→ **Request**:
Each record below should appear again exactly as written.

→ **Provided records**:
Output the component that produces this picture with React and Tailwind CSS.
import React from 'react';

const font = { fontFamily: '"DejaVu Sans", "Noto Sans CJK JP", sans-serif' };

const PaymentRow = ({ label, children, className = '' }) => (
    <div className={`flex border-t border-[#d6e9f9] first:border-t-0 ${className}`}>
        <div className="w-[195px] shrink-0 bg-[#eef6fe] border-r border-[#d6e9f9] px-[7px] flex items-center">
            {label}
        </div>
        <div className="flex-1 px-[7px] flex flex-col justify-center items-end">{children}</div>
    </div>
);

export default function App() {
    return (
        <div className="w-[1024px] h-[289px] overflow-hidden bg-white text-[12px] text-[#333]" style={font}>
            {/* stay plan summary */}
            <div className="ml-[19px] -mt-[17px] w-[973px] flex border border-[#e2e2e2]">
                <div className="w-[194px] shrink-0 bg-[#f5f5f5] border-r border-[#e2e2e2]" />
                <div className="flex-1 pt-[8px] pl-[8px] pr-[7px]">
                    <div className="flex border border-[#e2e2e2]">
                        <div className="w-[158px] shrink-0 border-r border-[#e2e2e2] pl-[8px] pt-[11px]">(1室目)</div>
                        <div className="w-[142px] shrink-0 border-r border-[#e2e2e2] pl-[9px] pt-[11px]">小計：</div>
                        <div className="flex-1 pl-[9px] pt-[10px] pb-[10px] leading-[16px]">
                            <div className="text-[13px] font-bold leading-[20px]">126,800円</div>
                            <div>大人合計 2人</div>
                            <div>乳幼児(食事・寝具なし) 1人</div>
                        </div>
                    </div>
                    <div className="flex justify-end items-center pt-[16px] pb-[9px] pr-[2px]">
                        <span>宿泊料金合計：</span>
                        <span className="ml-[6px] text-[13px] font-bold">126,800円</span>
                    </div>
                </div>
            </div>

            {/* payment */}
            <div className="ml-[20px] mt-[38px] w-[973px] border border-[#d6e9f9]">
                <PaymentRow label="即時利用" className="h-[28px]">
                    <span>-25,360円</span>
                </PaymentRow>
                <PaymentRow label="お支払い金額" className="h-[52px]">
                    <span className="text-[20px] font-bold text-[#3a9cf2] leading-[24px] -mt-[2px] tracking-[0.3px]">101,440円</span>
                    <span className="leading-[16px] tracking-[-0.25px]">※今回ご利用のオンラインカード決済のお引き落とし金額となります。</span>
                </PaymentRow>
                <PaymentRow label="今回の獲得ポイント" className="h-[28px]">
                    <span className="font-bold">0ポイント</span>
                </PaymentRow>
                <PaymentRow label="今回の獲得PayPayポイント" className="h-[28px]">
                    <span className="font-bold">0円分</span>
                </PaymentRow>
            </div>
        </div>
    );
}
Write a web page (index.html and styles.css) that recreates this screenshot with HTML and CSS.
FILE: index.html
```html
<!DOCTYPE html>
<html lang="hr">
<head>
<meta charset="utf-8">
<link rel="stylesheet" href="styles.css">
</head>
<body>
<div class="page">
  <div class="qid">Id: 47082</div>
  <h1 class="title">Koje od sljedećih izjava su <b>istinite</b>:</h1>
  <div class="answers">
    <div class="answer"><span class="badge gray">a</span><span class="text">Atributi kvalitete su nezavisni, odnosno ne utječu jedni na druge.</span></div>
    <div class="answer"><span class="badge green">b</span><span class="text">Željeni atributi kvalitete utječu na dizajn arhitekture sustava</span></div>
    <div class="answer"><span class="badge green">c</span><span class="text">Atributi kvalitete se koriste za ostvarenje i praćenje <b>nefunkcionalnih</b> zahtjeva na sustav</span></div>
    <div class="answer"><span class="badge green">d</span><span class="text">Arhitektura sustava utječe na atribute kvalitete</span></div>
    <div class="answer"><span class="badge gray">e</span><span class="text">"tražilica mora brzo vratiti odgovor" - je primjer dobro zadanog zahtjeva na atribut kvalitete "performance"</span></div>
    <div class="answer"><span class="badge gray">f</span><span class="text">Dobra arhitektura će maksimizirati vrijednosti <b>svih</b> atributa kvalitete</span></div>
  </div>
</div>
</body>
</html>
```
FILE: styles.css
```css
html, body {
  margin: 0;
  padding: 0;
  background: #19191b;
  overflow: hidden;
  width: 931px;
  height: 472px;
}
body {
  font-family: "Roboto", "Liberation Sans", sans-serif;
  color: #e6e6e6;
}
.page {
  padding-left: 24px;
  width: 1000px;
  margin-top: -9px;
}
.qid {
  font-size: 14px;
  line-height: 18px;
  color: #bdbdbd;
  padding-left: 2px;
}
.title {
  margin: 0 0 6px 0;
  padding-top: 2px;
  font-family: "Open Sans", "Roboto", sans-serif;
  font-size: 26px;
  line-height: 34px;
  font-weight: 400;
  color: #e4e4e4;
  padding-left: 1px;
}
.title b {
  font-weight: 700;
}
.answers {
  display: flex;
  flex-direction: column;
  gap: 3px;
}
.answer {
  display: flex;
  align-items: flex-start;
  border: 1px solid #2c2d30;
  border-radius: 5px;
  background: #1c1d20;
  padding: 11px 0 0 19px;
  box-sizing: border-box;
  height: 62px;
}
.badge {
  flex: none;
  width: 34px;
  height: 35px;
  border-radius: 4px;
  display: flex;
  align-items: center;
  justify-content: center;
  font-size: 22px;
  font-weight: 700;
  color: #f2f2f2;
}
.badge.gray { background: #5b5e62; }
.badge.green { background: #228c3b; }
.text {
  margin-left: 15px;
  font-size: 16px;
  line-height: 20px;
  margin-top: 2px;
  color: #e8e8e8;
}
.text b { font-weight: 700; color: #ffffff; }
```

→ **Response to the task**:
Output the component that produces this picture with React and Tailwind CSS.
import React from 'react';

const font = { fontFamily: '"DejaVu Sans", "Noto Sans CJK JP", sans-serif' };

const PaymentRow = ({ label, children, className = '' }) => (
    <div className={`flex border-t border-[#d6e9f9] first:border-t-0 ${className}`}>
        <div className="w-[195px] shrink-0 bg-[#eef6fe] border-r border-[#d6e9f9] px-[7px] flex items-center">
            {label}
        </div>
        <div className="flex-1 px-[7px] flex flex-col justify-center items-end">{children}</div>
    </div>
);

export default function App() {
    return (
        <div className="w-[1024px] h-[289px] overflow-hidden bg-white text-[12px] text-[#333]" style={font}>
            {/* stay plan summary */}
            <div className="ml-[19px] -mt-[17px] w-[973px] flex border border-[#e2e2e2]">
                <div className="w-[194px] shrink-0 bg-[#f5f5f5] border-r border-[#e2e2e2]" />
                <div className="flex-1 pt-[8px] pl-[8px] pr-[7px]">
                    <div className="flex border border-[#e2e2e2]">
                        <div className="w-[158px] shrink-0 border-r border-[#e2e2e2] pl-[8px] pt-[11px]">(1室目)</div>
                        <div className="w-[142px] shrink-0 border-r border-[#e2e2e2] pl-[9px] pt-[11px]">小計：</div>
                        <div className="flex-1 pl-[9px] pt-[10px] pb-[10px] leading-[16px]">
                            <div className="text-[13px] font-bold leading-[20px]">126,800円</div>
                            <div>大人合計 2人</div>
                            <div>乳幼児(食事・寝具なし) 1人</div>
                        </div>
                    </div>
                    <div className="flex justify-end items-center pt-[16px] pb-[9px] pr-[2px]">
                        <span>宿泊料金合計：</span>
                        <span className="ml-[6px] text-[13px] font-bold">126,800円</span>
                    </div>
                </div>
            </div>

            {/* payment */}
            <div className="ml-[20px] mt-[38px] w-[973px] border border-[#d6e9f9]">
                <PaymentRow label="即時利用" className="h-[28px]">
                    <span>-25,360円</span>
                </PaymentRow>
                <PaymentRow label="お支払い金額" className="h-[52px]">
                    <span className="text-[20px] font-bold text-[#3a9cf2] leading-[24px] -mt-[2px] tracking-[0.3px]">101,440円</span>
                    <span className="leading-[16px] tracking-[-0.25px]">※今回ご利用のオンラインカード決済のお引き落とし金額となります。</span>
                </PaymentRow>
                <PaymentRow label="今回の獲得ポイント" className="h-[28px]">
                    <span className="font-bold">0ポイント</span>
                </PaymentRow>
                <PaymentRow label="今回の獲得PayPayポイント" className="h-[28px]">
                    <span className="font-bold">0円分</span>
                </PaymentRow>
            </div>
        </div>
    );
}
Write a web page (index.html and styles.css) that recreates this screenshot with HTML and CSS.
FILE: index.html
```html
<!DOCTYPE html>
<html lang="hr">
<head>
<meta charset="utf-8">
<link rel="stylesheet" href="styles.css">
</head>
<body>
<div class="page">
  <div class="qid">Id: 47082</div>
  <h1 class="title">Koje od sljedećih izjava su <b>istinite</b>:</h1>
  <div class="answers">
    <div class="answer"><span class="badge gray">a</span><span class="text">Atributi kvalitete su nezavisni, odnosno ne utječu jedni na druge.</span></div>
    <div class="answer"><span class="badge green">b</span><span class="text">Željeni atributi kvalitete utječu na dizajn arhitekture sustava</span></div>
    <div class="answer"><span class="badge green">c</span><span class="text">Atributi kvalitete se koriste za ostvarenje i praćenje <b>nefunkcionalnih</b> zahtjeva na sustav</span></div>
    <div class="answer"><span class="badge green">d</span><span class="text">Arhitektura sustava utječe na atribute kvalitete</span></div>
    <div class="answer"><span class="badge gray">e</span><span class="text">"tražilica mora brzo vratiti odgovor" - je primjer dobro zadanog zahtjeva na atribut kvalitete "performance"</span></div>
    <div class="answer"><span class="badge gray">f</span><span class="text">Dobra arhitektura će maksimizirati vrijednosti <b>svih</b> atributa kvalitete</span></div>
  </div>
</div>
</body>
</html>
```
FILE: styles.css
```css
html, body {
  margin: 0;
  padding: 0;
  background: #19191b;
  overflow: hidden;
  width: 931px;
  height: 472px;
}
body {
  font-family: "Roboto", "Liberation Sans", sans-serif;
  color: #e6e6e6;
}
.page {
  padding-left: 24px;
  width: 1000px;
  margin-top: -9px;
}
.qid {
  font-size: 14px;
  line-height: 18px;
  color: #bdbdbd;
  padding-left: 2px;
}
.title {
  margin: 0 0 6px 0;
  padding-top: 2px;
  font-family: "Open Sans", "Roboto", sans-serif;
  font-size: 26px;
  line-height: 34px;
  font-weight: 400;
  color: #e4e4e4;
  padding-left: 1px;
}
.title b {
  font-weight: 700;
}
.answers {
  display: flex;
  flex-direction: column;
  gap: 3px;
}
.answer {
  display: flex;
  align-items: flex-start;
  border: 1px solid #2c2d30;
  border-radius: 5px;
  background: #1c1d20;
  padding: 11px 0 0 19px;
  box-sizing: border-box;
  height: 62px;
}
.badge {
  flex: none;
  width: 34px;
  height: 35px;
  border-radius: 4px;
  display: flex;
  align-items: center;
  justify-content: center;
  font-size: 22px;
  font-weight: 700;
  color: #f2f2f2;
}
.badge.gray { background: #5b5e62; }
.badge.green { background: #228c3b; }
.text {
  margin-left: 15px;
  font-size: 16px;
  line-height: 20px;
  margin-top: 2px;
  color: #e8e8e8;
}
.text b { font-weight: 700; color: #ffffff; }
```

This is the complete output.